He said that answer springboarded off their diversification strategy. “We started to look at other types of minerals and commodities and to consider supplying different industries. We added the industrial minerals sector to the business. The industrial sector has a different cycle, with longer term agreements with steel manufacturers and more consistent volumes.”
By adding the commodities, Afrimat was also then able to diversify from the South African economic cycle and tap into business in other countries. This approach, according to Pieter, also stood the company in good stead during Covid-19.
“Iron ore products are sold in dollars. At the height of Covid-19, while the construction material business was at a standstill, the iron ore part of the business received approval from the government to start a week after full Level 5 lockdown, with certain provisions in place,” he said. “That allowed us to pay all our employees during the hard lockdown period – and that’s the type of thinking that helps the Afrimat group.”
Pieter is also passionate about another big learning from the Stanford course – the human or emotional aspect of business. “There’s always emotions and neuroscience and bias in our decisions. There’s more to a CFO role than just figures, finance and strategy. We spend a lot of time on the human element of decision making, where there’s a lot of emotion,” he said.
The people factor
The human element of decision-making is the reason that Pieter believes soft skills should be incorporated into a CA’s learning and development path. “My advice to my younger self would be to start working on the softer skills a lot earlier. When you start with the CA route, you are taught a lot of technical skills. It’s accounting and auditing, either the accounts balance or they don’t. What we are not taught at university level is how to work with people,” he noted, adding that working effectively with people is one of the most important attributes to the success of a business.

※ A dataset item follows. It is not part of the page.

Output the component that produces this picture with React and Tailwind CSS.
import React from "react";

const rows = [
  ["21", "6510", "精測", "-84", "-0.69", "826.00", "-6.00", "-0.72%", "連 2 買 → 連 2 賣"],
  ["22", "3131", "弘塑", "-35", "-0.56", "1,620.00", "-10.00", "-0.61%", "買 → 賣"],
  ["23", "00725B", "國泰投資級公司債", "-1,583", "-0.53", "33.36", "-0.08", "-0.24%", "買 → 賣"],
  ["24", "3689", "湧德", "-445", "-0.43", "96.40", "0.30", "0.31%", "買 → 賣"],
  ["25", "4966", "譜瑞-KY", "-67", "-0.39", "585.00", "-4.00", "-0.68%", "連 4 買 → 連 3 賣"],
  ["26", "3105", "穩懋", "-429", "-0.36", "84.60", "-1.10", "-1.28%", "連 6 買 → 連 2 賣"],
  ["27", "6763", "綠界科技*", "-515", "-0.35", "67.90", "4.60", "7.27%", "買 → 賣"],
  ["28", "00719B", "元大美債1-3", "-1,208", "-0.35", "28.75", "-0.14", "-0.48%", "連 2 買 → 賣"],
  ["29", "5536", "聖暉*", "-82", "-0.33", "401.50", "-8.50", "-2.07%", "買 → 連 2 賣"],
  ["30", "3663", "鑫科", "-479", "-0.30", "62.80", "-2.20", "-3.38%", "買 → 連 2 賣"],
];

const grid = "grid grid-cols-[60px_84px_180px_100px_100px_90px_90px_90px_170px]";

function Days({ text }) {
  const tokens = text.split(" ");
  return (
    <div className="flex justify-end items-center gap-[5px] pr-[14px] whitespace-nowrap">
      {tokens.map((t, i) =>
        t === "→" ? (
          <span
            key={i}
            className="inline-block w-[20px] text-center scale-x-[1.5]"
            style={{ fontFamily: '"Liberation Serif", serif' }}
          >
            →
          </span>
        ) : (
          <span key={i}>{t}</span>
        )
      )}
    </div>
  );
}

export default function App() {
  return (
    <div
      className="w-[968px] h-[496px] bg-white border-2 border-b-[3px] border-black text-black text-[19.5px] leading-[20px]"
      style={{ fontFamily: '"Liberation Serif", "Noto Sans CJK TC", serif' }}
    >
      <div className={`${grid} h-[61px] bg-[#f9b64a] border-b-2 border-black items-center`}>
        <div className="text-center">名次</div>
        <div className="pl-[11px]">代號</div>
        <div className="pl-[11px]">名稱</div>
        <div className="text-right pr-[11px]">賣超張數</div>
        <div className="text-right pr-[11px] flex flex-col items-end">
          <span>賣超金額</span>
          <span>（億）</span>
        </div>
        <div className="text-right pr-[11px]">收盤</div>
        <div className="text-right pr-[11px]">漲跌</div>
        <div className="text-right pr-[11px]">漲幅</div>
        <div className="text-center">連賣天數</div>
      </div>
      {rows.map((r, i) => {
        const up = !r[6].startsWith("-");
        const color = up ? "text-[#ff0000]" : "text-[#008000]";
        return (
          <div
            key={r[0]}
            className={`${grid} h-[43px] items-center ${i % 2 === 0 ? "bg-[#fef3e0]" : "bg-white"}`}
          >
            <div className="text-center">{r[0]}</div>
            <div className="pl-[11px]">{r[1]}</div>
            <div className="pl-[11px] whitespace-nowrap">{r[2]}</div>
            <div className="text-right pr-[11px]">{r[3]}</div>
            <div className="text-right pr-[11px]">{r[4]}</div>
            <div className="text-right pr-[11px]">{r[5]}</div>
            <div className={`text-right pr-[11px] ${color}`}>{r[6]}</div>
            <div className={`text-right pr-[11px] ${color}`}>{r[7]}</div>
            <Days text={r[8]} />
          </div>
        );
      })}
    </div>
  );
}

“If you go into a CFO role, you are reliant on a team of people. I can’t do all the work in our company. For my success, the more I help my team, the more I will benefit. This was probably my biggest lesson through Stanford – it all revolves around emotion – to focus on the people around me,” Pieter said.
It was only later in his career that Pieter realised progress is quicker when you can take stones and hurdles out of customers or colleague’s way. “That makes life easier. You are more successful and people trust you. Progressing in your career and life is all about emotions and how to respond with emotion,” he affirmed.
It’s not dissimilar to sport, according to Pieter, who refers to the book Legacy that focuses on the All-Blacks rugby team. “They want to leave a legacy and their whole team environment is based on the concept that no-one is more important than the team. They would rather pick the second-best player who understands his role in the team rather than the best player who has an ego and doesn’t get the team ethos,” he recalled.